Quanto alle patate, sono un'ottima metonimia per il resto del film: non sono patate fritte, nè pasticciate, nè cotte nel latte e nel burro, nè jacked potatoes e nemmeno modestamente patate prezzemolate. Sono patate austeramente bollite e mangiate con un po' di sale con le mani (scottandosi) dal vetturino e sua figlia. Non si scherza con patate del genere. Infatti, alla fine rifiutano di cuocersi e pongono fine alla tormentosa vicenda.

Il film è organizzato in questo modo: in sei lunghi capitoli - corrispondenti a sei giorni - un vetturino e sua figlia vivono una specie di fine del mondo chiusi nella loro baracca battuta da un ventaccio incessante e arrabbiato, che non piuò non far pensare a Ordet.
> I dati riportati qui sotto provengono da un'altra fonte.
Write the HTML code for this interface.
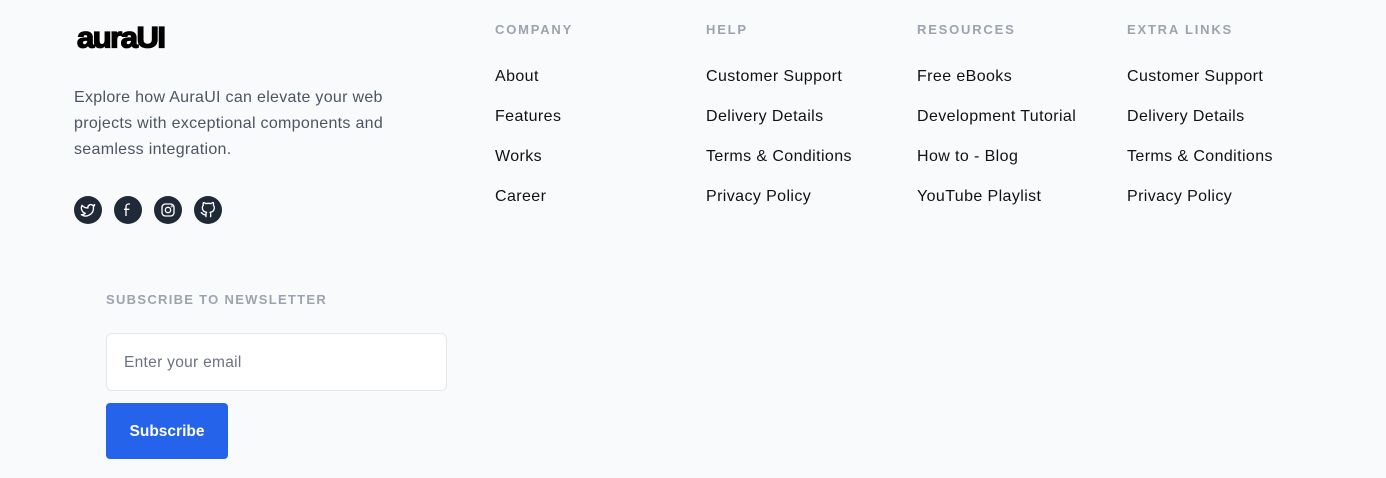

La loro solitudine è interrotta da due visite: quella di un tizio alla ricerca di grappa che tiene un discorso molto bello sulla meschinità degli uomini e sulla loro impreparazione alla morte di Dio che chiaramente riecheggia passi di "Così parlò Zarathustra" - discorso profondo e genuinamente visionario - e una carrettata di zingari alla ricerca di acqua, che non so se siano delle ombre degli ubermenschen preconizzati dal filosofo ma che sono a mani basse quelli che se la spassano di più nel film.

I principi organizzatori del testo sono il montaggio e la ripetizione: per un curioso artificio ogni singolo capitolo è organizzato in pochi piani sequenza, dando così l'impressione allo spettatore di vivere nel tempo dell'azione. Questo è uno stile di montaggio che il regista aveva già usato nel suo film Satantango, che è anche l'unico altro suofilm che io abbia visto.

La ripetizione, che è una delle basi del linguaggio poetico in genere, contribuisce a creare un principio differenziatore in modo che scene apparentemente uguali possano essere percepite dallo spettatore in modo diverso, creando così una reazione di crescente angoscia e pesantezza.

Insomma, un film profondo e bizzarro ma a suo modo accogliente e benevolo nei confronti di chi lo guarda.